Available data –

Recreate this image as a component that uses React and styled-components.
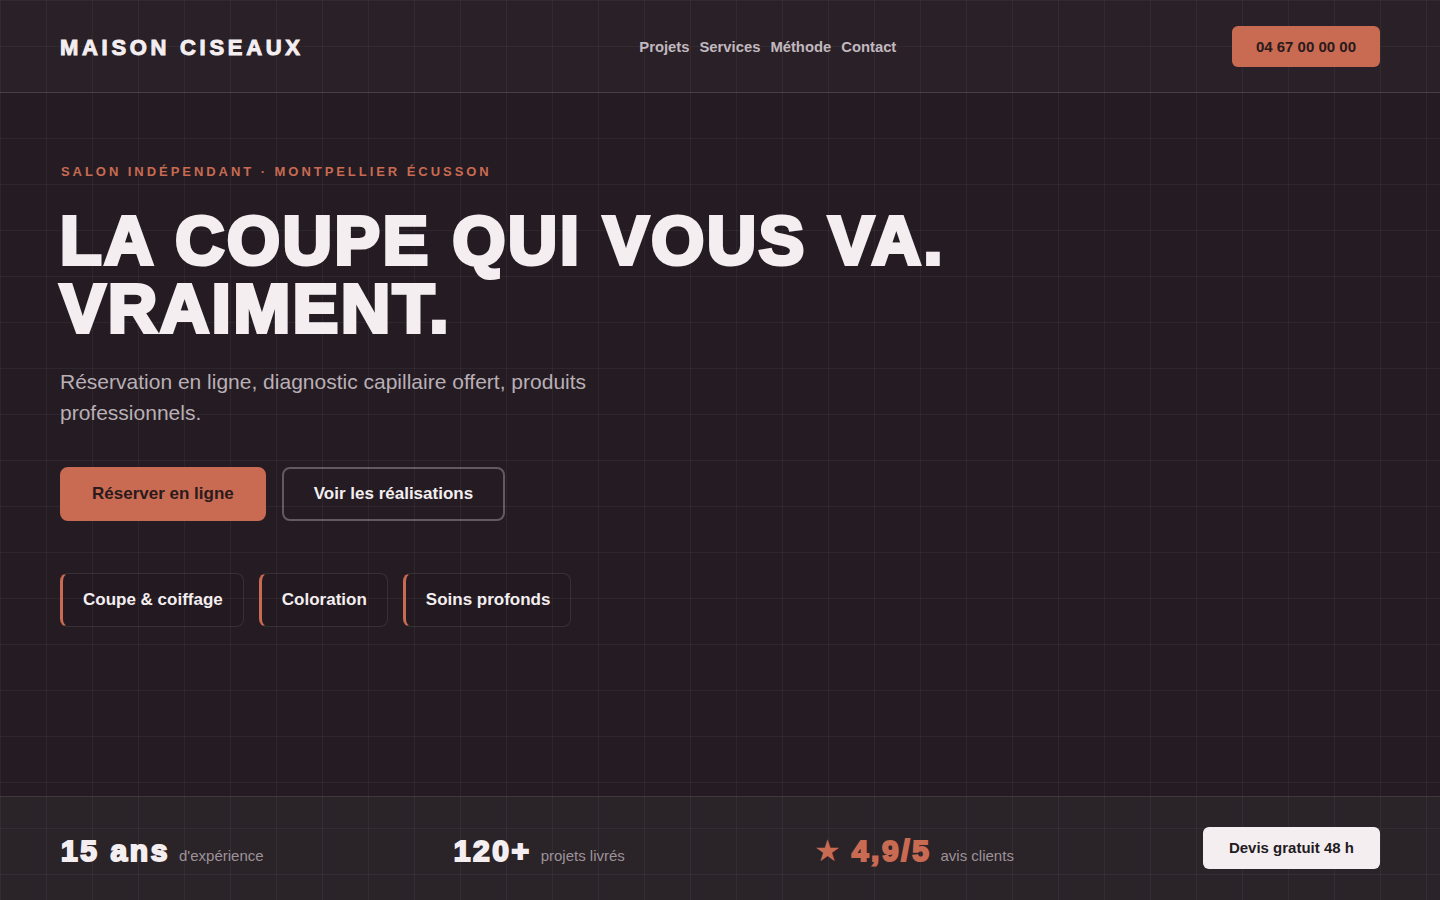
import styled, { createGlobalStyle } from "styled-components";

const GlobalStyle = createGlobalStyle`
  * {
    box-sizing: border-box;
  }
  body {
    margin: 0;
    background-color: #241c22;
    background-image:
      linear-gradient(to right, rgba(255, 255, 255, 0.045) 1px, transparent 1px),
      linear-gradient(to bottom, rgba(255, 255, 255, 0.045) 1px, transparent 1px);
    background-size: 46px 46px;
    font-family: "Liberation Sans", Arial, sans-serif;
    color: #f4eef1;
  }
`;

const accent = "#c96a52";

const Page = styled.div`
  min-height: 100vh;
  display: flex;
  flex-direction: column;
`;

const Header = styled.header`
  height: 93px;
  display: flex;
  align-items: center;
  justify-content: space-between;
  padding: 1px 60px 0;
  background: rgba(255, 255, 255, 0.025);
  border-bottom: 1px solid rgba(255, 255, 255, 0.1);
`;

const Logo = styled.div`
  font-size: 22px;
  font-weight: 700;
  letter-spacing: 3.7px;
  padding-top: 2px;
  -webkit-text-stroke: 1px #f4eef1;
  color: #f4eef1;
`;

const Nav = styled.nav`
  display: flex;
  gap: 10px;
`;

const NavLink = styled.a`
  font-size: 14.8px;
  font-weight: 700;
  color: #c2b8bf;
  text-decoration: none;
`;

const PhoneButton = styled.a`
  background: ${accent};
  color: #2a1a1c;
  font-size: 15px;
  font-weight: 700;
  line-height: 17px;
  padding: 12px 24px;
  border-radius: 6px;
  text-decoration: none;
`;

const Hero = styled.main`
  flex: 1;
  padding: 71px 60px 0;
`;

const Eyebrow = styled.div`
  color: ${accent};
  font-size: 13px;
  font-weight: 700;
  letter-spacing: 2.95px;
  line-height: 15px;
  margin-bottom: 27px;
  padding-left: 1px;
`;

const Title = styled.h1`
  margin: 0 0 24px;
  font-size: 68px;
  line-height: 68px;
  font-weight: 700;
  letter-spacing: 2.75px;
  color: #f4eef1;
  -webkit-text-stroke: 4px #f4eef1;
`;

const TitleLine = styled.span`
  display: block;
`;

const Lead = styled.p`
  margin: 0 0 39px;
  max-width: 560px;
  font-size: 21px;
  line-height: 31px;
  color: #b9afb6;
`;

const Actions = styled.div`
  display: flex;
  gap: 16px;
  margin-bottom: 52px;
`;

const Button = styled.a`
  display: inline-block;
  padding: 15px 30px;
  border-radius: 8px;
  font-size: 17px;
  font-weight: 700;
  line-height: 20px;
  text-decoration: none;
  border: 2px solid ${(p) => (p.$primary ? accent : "rgba(255, 255, 255, 0.28)")};
  background: ${(p) => (p.$primary ? accent : "transparent")};
  color: ${(p) => (p.$primary ? "#2a1a1c" : "#f4eef1")};
`;

const Chips = styled.div`
  display: flex;
  gap: 15px;
`;

const Chip = styled.div`
  padding: 16px 20px;
  border: 1px solid rgba(255, 255, 255, 0.09);
  border-left: 3px solid ${accent};
  border-radius: 8px;
  font-size: 17px;
  font-weight: 700;
  line-height: 20px;
  color: #f4eef1;
  background: rgba(0, 0, 0, 0.04);
`;

const StatsBar = styled.footer`
  height: 104px;
  display: flex;
  align-items: center;
  justify-content: space-between;
  padding: 4px 60px 0;
  background: rgba(255, 255, 255, 0.03);
  border-top: 1px solid rgba(255, 255, 255, 0.1);
`;

const Stat = styled.div`
  display: flex;
  align-items: baseline;
  gap: 9px;
`;

const StatValue = styled.span`
  font-size: 30px;
  font-weight: 700;
  letter-spacing: 2.6px;
  padding-left: 1px;
  color: ${(p) => (p.$accent ? accent : "#f4eef1")};
  -webkit-text-stroke: 2px ${(p) => (p.$accent ? accent : "#f4eef1")};
`;

const Star = styled.span`
  font-family: "DejaVu Sans", sans-serif;
  font-size: 30px;
  color: ${accent};
  margin-right: 1px;
`;

const StatLabel = styled.span`
  font-size: 15px;
  color: #9d9299;
`;

const QuoteButton = styled.a`
  align-self: center;
  margin-top: -5px;
  background: #f4eef1;
  color: #231b21;
  font-size: 15px;
  font-weight: 700;
  line-height: 18px;
  padding: 12px 26px;
  border-radius: 6px;
  text-decoration: none;
`;

export default function App() {
  return (
    <>
      <GlobalStyle />
      <Page>
        <Header>
          <Logo>MAISON CISEAUX</Logo>
          <Nav>
            <NavLink href="#">Projets</NavLink>
            <NavLink href="#">Services</NavLink>
            <NavLink href="#">Méthode</NavLink>
            <NavLink href="#">Contact</NavLink>
          </Nav>
          <PhoneButton href="#">04 67 00 00 00</PhoneButton>
        </Header>

        <Hero>
          <Eyebrow>SALON INDÉPENDANT · MONTPELLIER ÉCUSSON</Eyebrow>
          <Title>
            <TitleLine>LA COUPE QUI VOUS VA.</TitleLine>
            <TitleLine>VRAIMENT.</TitleLine>
          </Title>
          <Lead>
            Réservation en ligne, diagnostic capillaire offert, produits
            professionnels.
          </Lead>
          <Actions>
            <Button href="#" $primary>
              Réserver en ligne
            </Button>
            <Button href="#">Voir les réalisations</Button>
          </Actions>
          <Chips>
            <Chip>Coupe &amp; coiffage</Chip>
            <Chip>Coloration</Chip>
            <Chip>Soins profonds</Chip>
          </Chips>
        </Hero>

        <StatsBar>
          <Stat>
            <StatValue>15 ans</StatValue>
            <StatLabel>d'expérience</StatLabel>
          </Stat>
          <Stat>
            <StatValue>120+</StatValue>
            <StatLabel>projets livrés</StatLabel>
          </Stat>
          <Stat>
            <Star>★</Star>
            <StatValue $accent>4,9/5</StatValue>
            <StatLabel>avis clients</StatLabel>
          </Stat>
          <QuoteButton href="#">Devis gratuit 48 h</QuoteButton>
        </StatsBar>
      </Page>
    </>
  );
}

Given exercise –
Copy the whole listing above word for word but do not carry over the pictures.

Response –
Recreate this image as a component that uses React and styled-components.
import styled, { createGlobalStyle } from "styled-components";

const GlobalStyle = createGlobalStyle`
  * {
    box-sizing: border-box;
  }
  body {
    margin: 0;
    background-color: #241c22;
    background-image:
      linear-gradient(to right, rgba(255, 255, 255, 0.045) 1px, transparent 1px),
      linear-gradient(to bottom, rgba(255, 255, 255, 0.045) 1px, transparent 1px);
    background-size: 46px 46px;
    font-family: "Liberation Sans", Arial, sans-serif;
    color: #f4eef1;
  }
`;

const accent = "#c96a52";

const Page = styled.div`
  min-height: 100vh;
  display: flex;
  flex-direction: column;
`;

const Header = styled.header`
  height: 93px;
  display: flex;
  align-items: center;
  justify-content: space-between;
  padding: 1px 60px 0;
  background: rgba(255, 255, 255, 0.025);
  border-bottom: 1px solid rgba(255, 255, 255, 0.1);
`;

const Logo = styled.div`
  font-size: 22px;
  font-weight: 700;
  letter-spacing: 3.7px;
  padding-top: 2px;
  -webkit-text-stroke: 1px #f4eef1;
  color: #f4eef1;
`;

const Nav = styled.nav`
  display: flex;
  gap: 10px;
`;

const NavLink = styled.a`
  font-size: 14.8px;
  font-weight: 700;
  color: #c2b8bf;
  text-decoration: none;
`;

const PhoneButton = styled.a`
  background: ${accent};
  color: #2a1a1c;
  font-size: 15px;
  font-weight: 700;
  line-height: 17px;
  padding: 12px 24px;
  border-radius: 6px;
  text-decoration: none;
`;

const Hero = styled.main`
  flex: 1;
  padding: 71px 60px 0;
`;

const Eyebrow = styled.div`
  color: ${accent};
  font-size: 13px;
  font-weight: 700;
  letter-spacing: 2.95px;
  line-height: 15px;
  margin-bottom: 27px;
  padding-left: 1px;
`;

const Title = styled.h1`
  margin: 0 0 24px;
  font-size: 68px;
  line-height: 68px;
  font-weight: 700;
  letter-spacing: 2.75px;
  color: #f4eef1;
  -webkit-text-stroke: 4px #f4eef1;
`;

const TitleLine = styled.span`
  display: block;
`;

const Lead = styled.p`
  margin: 0 0 39px;
  max-width: 560px;
  font-size: 21px;
  line-height: 31px;
  color: #b9afb6;
`;

const Actions = styled.div`
  display: flex;
  gap: 16px;
  margin-bottom: 52px;
`;

const Button = styled.a`
  display: inline-block;
  padding: 15px 30px;
  border-radius: 8px;
  font-size: 17px;
  font-weight: 700;
  line-height: 20px;
  text-decoration: none;
  border: 2px solid ${(p) => (p.$primary ? accent : "rgba(255, 255, 255, 0.28)")};
  background: ${(p) => (p.$primary ? accent : "transparent")};
  color: ${(p) => (p.$primary ? "#2a1a1c" : "#f4eef1")};
`;

const Chips = styled.div`
  display: flex;
  gap: 15px;
`;

const Chip = styled.div`
  padding: 16px 20px;
  border: 1px solid rgba(255, 255, 255, 0.09);
  border-left: 3px solid ${accent};
  border-radius: 8px;
  font-size: 17px;
  font-weight: 700;
  line-height: 20px;
  color: #f4eef1;
  background: rgba(0, 0, 0, 0.04);
`;

const StatsBar = styled.footer`
  height: 104px;
  display: flex;
  align-items: center;
  justify-content: space-between;
  padding: 4px 60px 0;
  background: rgba(255, 255, 255, 0.03);
  border-top: 1px solid rgba(255, 255, 255, 0.1);
`;

const Stat = styled.div`
  display: flex;
  align-items: baseline;
  gap: 9px;
`;

const StatValue = styled.span`
  font-size: 30px;
  font-weight: 700;
  letter-spacing: 2.6px;
  padding-left: 1px;
  color: ${(p) => (p.$accent ? accent : "#f4eef1")};
  -webkit-text-stroke: 2px ${(p) => (p.$accent ? accent : "#f4eef1")};
`;

const Star = styled.span`
  font-family: "DejaVu Sans", sans-serif;
  font-size: 30px;
  color: ${accent};
  margin-right: 1px;
`;

const StatLabel = styled.span`
  font-size: 15px;
  color: #9d9299;
`;

const QuoteButton = styled.a`
  align-self: center;
  margin-top: -5px;
  background: #f4eef1;
  color: #231b21;
  font-size: 15px;
  font-weight: 700;
  line-height: 18px;
  padding: 12px 26px;
  border-radius: 6px;
  text-decoration: none;
`;

export default function App() {
  return (
    <>
      <GlobalStyle />
      <Page>
        <Header>
          <Logo>MAISON CISEAUX</Logo>
          <Nav>
            <NavLink href="#">Projets</NavLink>
            <NavLink href="#">Services</NavLink>
            <NavLink href="#">Méthode</NavLink>
            <NavLink href="#">Contact</NavLink>
          </Nav>
          <PhoneButton href="#">04 67 00 00 00</PhoneButton>
        </Header>

        <Hero>
          <Eyebrow>SALON INDÉPENDANT · MONTPELLIER ÉCUSSON</Eyebrow>
          <Title>
            <TitleLine>LA COUPE QUI VOUS VA.</TitleLine>
            <TitleLine>VRAIMENT.</TitleLine>
          </Title>
          <Lead>
            Réservation en ligne, diagnostic capillaire offert, produits
            professionnels.
          </Lead>
          <Actions>
            <Button href="#" $primary>
              Réserver en ligne
            </Button>
            <Button href="#">Voir les réalisations</Button>
          </Actions>
          <Chips>
            <Chip>Coupe &amp; coiffage</Chip>
            <Chip>Coloration</Chip>
            <Chip>Soins profonds</Chip>
          </Chips>
        </Hero>

        <StatsBar>
          <Stat>
            <StatValue>15 ans</StatValue>
            <StatLabel>d'expérience</StatLabel>
          </Stat>
          <Stat>
            <StatValue>120+</StatValue>
            <StatLabel>projets livrés</StatLabel>
          </Stat>
          <Stat>
            <Star>★</Star>
            <StatValue $accent>4,9/5</StatValue>
            <StatLabel>avis clients</StatLabel>
          </Stat>
          <QuoteButton href="#">Devis gratuit 48 h</QuoteButton>
        </StatsBar>
      </Page>
    </>
  );
}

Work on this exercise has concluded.